A dished piston increases the volume of a combustion chamber, whereas a dome decreases the volume of the combustion chamber. This is what I had to do for my formula which I have done on an Excel spreadsheet. It appears similar to yours except I am using actual Pi. I find rounding to 2 decimal places can cause a fair degree of inaccuracy.

Also, though you do mention deck height, others may not know what that means or how to calculate it. They acutally use "Block Deck Height - 9.00") to signify the difference between the height of the block (std 9.025 ) vs the height the piston travels up the cylinder (9.00").

But, using all of the specs Stephen gave, I too come up with 9.47:1, using a slightly different calculation using Pi as the factor and adding the 6cc for the valve reliefs in the flat-top pistons in Stephen's example.

 

Okay, I can't beleive I missed it after using these calculators all this time. I forgot to put a - sign for negitive piston to deck height in front of the deck height value.

The BRC calculator and the DD 2000 both come up with 9.394/1 when I "remember" to use the - sign.

 

When I mentioned deck height I'm refering to how far down the piston is in the cylinder when at top dead center. When someone mentions zero deck, they mean the top of the piston is right at the top of the cylinder. If there wasn't a head gasket it would touch the head. A typical factory engine has the piston down anywhere from .020 to .040 from the top of the cylinder. This allows some tolerance for piston and rod expansion and allows more piston to valve clearence.

What the formula is after is total area volume converted to cubic inches in the combustion chamber.

A 64cc head has about 3.904 cid's. Flat top pistons with the 6 cc notches becomes -6cc and -0.366 cid's volume. When you subtract the head volume from the dome volume you get 4.270 cid's (more than the original 64cc heads of 3.904 because of the valve reliefs).

Lets go the other way. Same heads but pop up pistons. Piston dome volume is 11.4 cc's and a CID of .695. Subtract the 3.904 head cid from the dome's .695 and the combustion chamber is now 3.209 cid. (getting pretty small) This would change the flat top pistons compression ratio of 9.39 now to 11.35 with the popup domed piston.

Oops. Just looked back at the formula. It's correct, sorta, but I can see the confusion.

Cylinder volume + deck height + head gasket + head size - dome volume / deck height + head gasket + head size - dome volume.

I had + dome volume instead of - dome volume. Sorry about that.
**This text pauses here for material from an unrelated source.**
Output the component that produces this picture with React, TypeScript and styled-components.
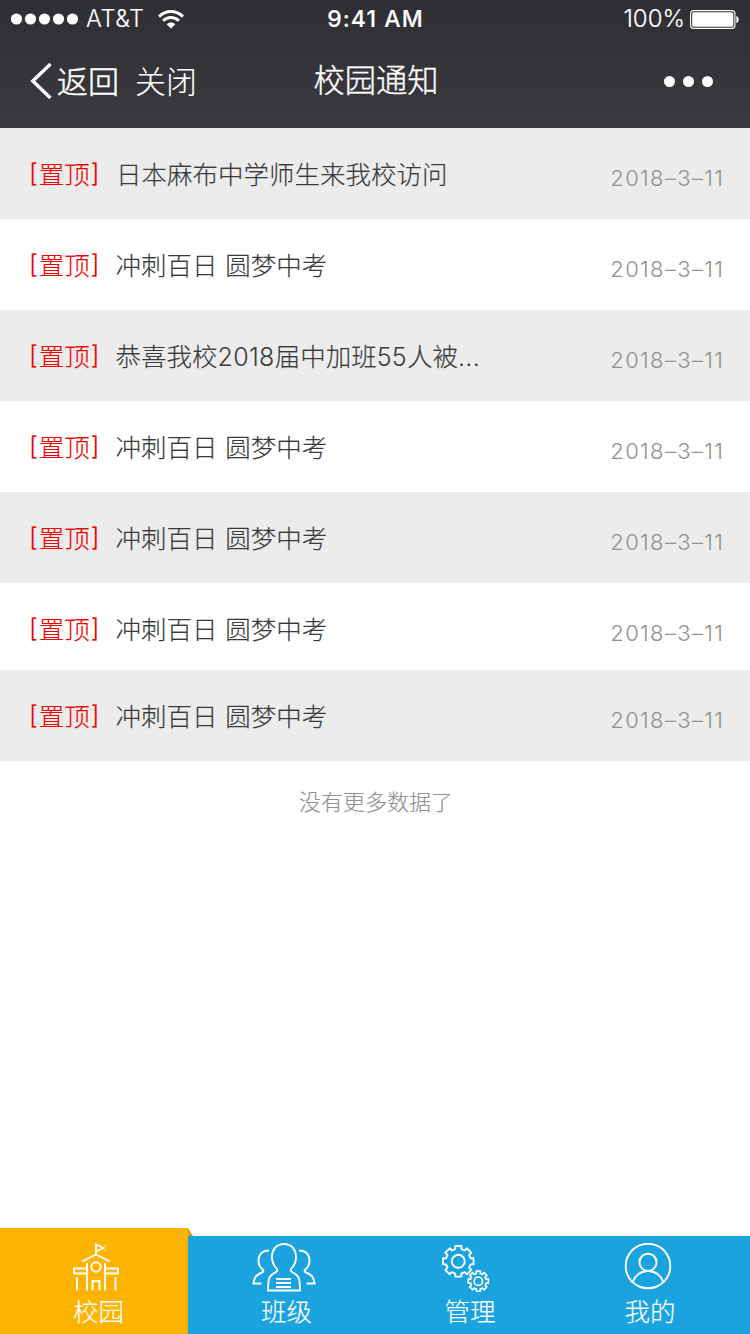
import React from 'react';
import styled, { createGlobalStyle } from 'styled-components';

const GlobalStyle = createGlobalStyle`
  * { box-sizing: border-box; }
  body {
    margin: 0;
    background: #fff;
    font-family: "Noto Sans CJK SC", "Liberation Sans", sans-serif;
    font-weight: 300;
    -webkit-text-stroke: 0.15px currentColor;
  }
`;

const Screen = styled.div`
  width: 750px;
  height: 1334px;
  display: flex;
  flex-direction: column;
  background: #fff;
  overflow: hidden;
`;

const Header = styled.header`
  height: 128px;
  flex: none;
  color: #fff;
  background: linear-gradient(#2f2e33, #3a393e);
`;

const StatusBar = styled.div`
  height: 38px;
  display: grid;
  grid-template-columns: 1fr auto 1fr;
  align-items: center;
  padding: 0 11px;
  font-family: Inter, "Liberation Sans", sans-serif;
  font-size: 24px;
  line-height: 38px;
`;

const StatusGroup = styled.div<{ $end?: boolean }>`
  display: flex;
  align-items: center;
  justify-content: ${(p) => (p.$end ? 'flex-end' : 'flex-start')};
`;

const Carrier = styled.span`
  margin: 0 13px 0 8px;
  font-size: 23.5px;
  font-weight: 300;
  letter-spacing: 0.6px;
`;

const Clock = styled.span`
  padding-left: 1px;
  font-size: 23px;
  font-weight: 500;
  letter-spacing: 1.1px;
`;

const Percent = styled.span`
  margin-right: 5px;
  font-size: 24px;
  font-weight: 300;
`;

const NavBar = styled.div`
  height: 90px;
  display: grid;
  grid-template-columns: 1fr auto 1fr;
  align-items: center;
  padding: 0 37px 4px 30px;
  font-size: 31px;
  line-height: 46px;
`;

const NavActions = styled.div`
  display: flex;
  align-items: center;
`;

const NavLink = styled.a<{ $gap: number; $stroke: number }>`
  margin-left: ${(p) => p.$gap}px;
  padding-bottom: 2px;
  -webkit-text-stroke-width: ${(p) => p.$stroke}px;
`;

const Title = styled.h1`
  margin: 0;
  padding: 0 0 4px 9px;
  font-size: 31.25px;
  font-weight: 300;
  -webkit-text-stroke-width: 0.35px;
`;

const MoreButton = styled.div`
  display: flex;
  justify-content: flex-end;
  gap: 8px;
`;

const MoreDot = styled.span`
  width: 11px;
  height: 11px;
  border-radius: 50%;
  background: #fff;
`;

const List = styled.main`
  flex: 1;
`;

const Row = styled.article<{ $shaded: boolean; $short?: boolean }>`
  height: ${(p) => (p.$short ? 87 : 91)}px;
  display: flex;
  align-items: flex-start;
  padding: 26px 27px 0 29px;
  background: ${(p) => (p.$shaded ? '#ececec' : '#fff')};
`;

const Pin = styled.span<{ $wide?: boolean }>`
  display: flex;
  gap: 1px;
  width: ${(p) => (p.$wide ? 87 : 86.5)}px;
  color: #f00000;
  font-size: 25.5px;
  line-height: 38px;
`;

const Bracket = styled.span`
  font-family: Inter, "Liberation Sans", sans-serif;
  font-size: 25px;
  line-height: 38px;
`;

const Subject = styled.span`
  flex: 1;
  color: #3a3a3a;
  font-size: 25.5px;
  line-height: 38px;
  white-space: pre;
  word-spacing: 2px;
`;

const Numeral = styled.span`
  font-family: Inter, "Liberation Sans", sans-serif;
  font-size: 25px;
  letter-spacing: 0.3px;
  -webkit-text-stroke-width: 0;
`;

const PostDate = styled.time`
  margin-right: -1.3px;
  padding-top: 5px;
  color: #919191;
  font-family: Inter, "Liberation Sans", sans-serif;
  font-size: 22px;
  line-height: 38px;
  letter-spacing: 1.35px;
  -webkit-text-stroke-width: 0;
`;

const EndNote = styled.p`
  margin: 0;
  padding: 23px 0 0 2px;
  text-align: center;
  color: #919191;
  font-size: 22px;
  line-height: 32px;
`;

const TabBar = styled.nav`
  flex: none;
  height: 106px;
  display: grid;
  grid-template-columns: 188px 190px 190px 182px;
  align-items: end;
`;

const Tab = styled.a<{ $active?: boolean }>`
  position: relative;
  height: ${(p) => (p.$active ? 106 : 98)}px;
  display: flex;
  flex-direction: column;
  align-items: flex-start;
  justify-content: flex-end;
  padding-bottom: 5px;
  color: #fff;
  background: ${(p) => (p.$active ? '#fdb400' : '#1ba3e0')};
  font-size: 25.5px;
  line-height: 38px;
`;

const TabIcon = styled.span<{ $inset: number }>`
  display: flex;
  margin: 0 0 -1px ${(p) => p.$inset}px;
`;

const TabLabel = styled.span<{ $inset: number }>`
  margin-left: ${(p) => p.$inset}px;
`;

const Fold = styled.span`
  position: absolute;
  left: 188px;
  top: 0;
  width: 5px;
  height: 8px;
  background: #d3a012;
  clip-path: polygon(0 0, 100% 100%, 0 100%);
`;

const SignalDots = () => (
  <svg width="67" height="12" fill="#fff">
    {[5.5, 19.5, 33.5, 47.5, 61.5].map((x) => (
      <circle key={x} cx={x} cy="6" r="5.6" />
    ))}
  </svg>
);

const Wifi = () => (
  <svg width="26" height="19" viewBox="0 0 26 19" fill="none" stroke="#fff" strokeWidth="2.9">
    <path d="M1 6.6C7.8-.2 18.2-.2 25 6.6" />
    <path d="M5.1 10.8c4.5-4.4 11.3-4.4 15.8 0" />
    <path d="M13 18.6l-4.3-4.2c2.5-2.4 6.1-2.4 8.6 0z" fill="#fff" stroke="none" />
  </svg>
);

const Battery = () => (
  <svg width="49" height="19" viewBox="0 0 49 19">
    <rect x=".6" y=".6" width="44.3" height="17.8" rx="3" fill="none" stroke="#fff" strokeWidth="1.1" />
    <rect x="2.2" y="2.2" width="41.1" height="14.6" rx="1.6" fill="#fff" />
    <path d="M46.3 6c3.3 1 3.3 6 0 7z" fill="#fff" />
  </svg>
);

const BackArrow = () => (
  <svg width="22" height="36" viewBox="0 0 22 36" fill="none" stroke="#fff" strokeWidth="3.4">
    <path d="M20.500 1L2.800 18l17.700 17" />
  </svg>
);

const iconProps = { fill: 'none', stroke: '#fff', strokeWidth: 1.9 };

const SchoolIcon = () => (
  <svg width="48" height="50" viewBox="0 0 48 50" {...iconProps}>
    <path d="M24 13V2.500l7.500 3.500-7.500 3.500M10 19.500l14-7 14 7" />
    <path d="M15 21v27.500M33 21v27.500M5 35v13.500M43.500 35v13.500" />
    <path d="M15 26.500H2v5h13M33 26.500h13v5H33M20.500 48.500V39h7v9.500" />
    <circle cx="24" cy="25" r="4.700" />
  </svg>
);

const ClassIcon = () => (
  <svg width="64" height="50" viewBox="0 0 64 50" {...iconProps}>
    <path d="M16 48.500q0-9 1.500-13 1.500-3 6.500-5.500 2-1 1-3-5-5-5-12C20 7 25 2 32 2S44 7 44 15q0 7-5 12-1 2 1 3 5 2.500 6.500 5.500 1.500 4 1.500 13z" />
    <path d="M17 8.500C10 8.500 6.500 13 6.500 19q0 5 4.500 9 1 1.500-1 2.500-5 2-6.500 4.500-2 3-2 6.500h8M47 8.500C54 8.500 57.500 13 57.500 19q0 5-4.500 9-1 1.500 1 2.500 5 2 6.500 4.500 2 3 2 6.500h-8" />
    <path d="M24 37h15M24 41h15M24 45h15" />
  </svg>
);

function gearPath(cx: number, cy: number, outer: number, inner: number) {
  const points: string[] = [];
  for (let i = 0; i < 8; i++) {
    const base = (i * Math.PI) / 4;
    [
      [-0.25, inner],
      [-0.2, outer],
      [0.2, outer],
      [0.25, inner],
    ].forEach(([offset, r]) => {
      points.push(`${(cx + r * Math.cos(base + offset)).toFixed(2)} ${(cy + r * Math.sin(base + offset)).toFixed(2)}`);
    });
  }
  return `M${points.join('L')}Z`;
}

const GearsIcon = () => (
  <svg width="50" height="50" viewBox="0 0 50 50" {...iconProps} strokeLinejoin="round">
    <path d={gearPath(17.3, 19.3, 15.6, 12.6)} />
    <circle cx="17.3" cy="19.3" r="6.500" />
    <path d={gearPath(37.3, 39.2, 10.3, 8)} strokeWidth="1.700" />
    <circle cx="37.3" cy="39.2" r="4.200" strokeWidth="1.700" />
  </svg>
);

const ProfileIcon = () => (
  <svg width="48" height="50" viewBox="0 0 48 50" {...iconProps}>
    <circle cx="24" cy="24" r="22.300" />
    <circle cx="24" cy="20.300" r="8.600" />
    <path d="M8.800 39.800c2.200-6.500 8-10.800 15.200-10.800s13 4.300 15.200 10.800" />
  </svg>
);

const notices: { subject: React.ReactNode; wide?: boolean; short?: boolean }[] = [
  { subject: '日本麻布中学师生来我校访问', wide: true },
  { subject: '冲刺百日 圆梦中考' },
  {
    subject: (
      <>
        恭喜我校<Numeral>2018</Numeral>届中加班<Numeral>55</Numeral>人被<Numeral>...</Numeral>
      </>
    ),
  },
  { subject: '冲刺百日 圆梦中考' },
  { subject: '冲刺百日 圆梦中考' },
  { subject: '冲刺百日 圆梦中考', short: true },
  { subject: '冲刺百日 圆梦中考' },
];

const tabs = [
  { label: '校园', icon: <SchoolIcon />, iconInset: 72, labelInset: 73, active: true },
  { label: '班级', icon: <ClassIcon />, iconInset: 64, labelInset: 73 },
  { label: '管理', icon: <GearsIcon />, iconInset: 63, labelInset: 66.5 },
  { label: '我的', icon: <ProfileIcon />, iconInset: 56, labelInset: 56.5 },
];

export default function App() {
  return (
    <Screen>
      <GlobalStyle />
      <Header>
        <StatusBar>
          <StatusGroup>
            <SignalDots />
            <Carrier>AT&amp;T</Carrier>
            <Wifi />
          </StatusGroup>
          <Clock>9:41 AM</Clock>
          <StatusGroup $end>
            <Percent>100%</Percent>
            <Battery />
          </StatusGroup>
        </StatusBar>
        <NavBar>
          <NavActions>
            <BackArrow />
            <NavLink $gap={5} $stroke={0.5}>返回</NavLink>
            <NavLink $gap={16} $stroke={0.1}>关闭</NavLink>
          </NavActions>
          <Title>校园通知</Title>
          <MoreButton>
            <MoreDot />
            <MoreDot />
            <MoreDot />
          </MoreButton>
        </NavBar>
      </Header>
      <List>
        {notices.map((n, i) => (
          <Row key={i} $shaded={i % 2 === 0} $short={n.short}>
            <Pin $wide={n.wide}>
              <Bracket>[</Bracket>置顶<Bracket>]</Bracket>
            </Pin>
            <Subject>{n.subject}</Subject>
            <PostDate>2018–3–11</PostDate>
          </Row>
        ))}
        <EndNote>没有更多数据了</EndNote>
      </List>
      <TabBar>
        {tabs.map((t) => (
          <Tab key={t.label} $active={t.active}>
            <TabIcon $inset={t.iconInset}>{t.icon}</TabIcon>
            <TabLabel $inset={t.labelInset}>{t.label}</TabLabel>
            {t.active && <Fold />}
          </Tab>
        ))}
      </TabBar>
    </Screen>
  );
}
I also see the confusion with the brcpistons calculations. I was wondering myself how the came up with that compression ratio. They allow for positive deck height where the piston comes above the top of the deck. When most pistons are below it, they want a negative number to show it. If you piston is .025 down in the cylinder you need to put -0.025 into their formula as a deck height. From what you've said I have to assume dyno2000 uses the same logic. That's good to know.

[This message has been edited by Stephen 87 IROC (edited November 02, 2000).]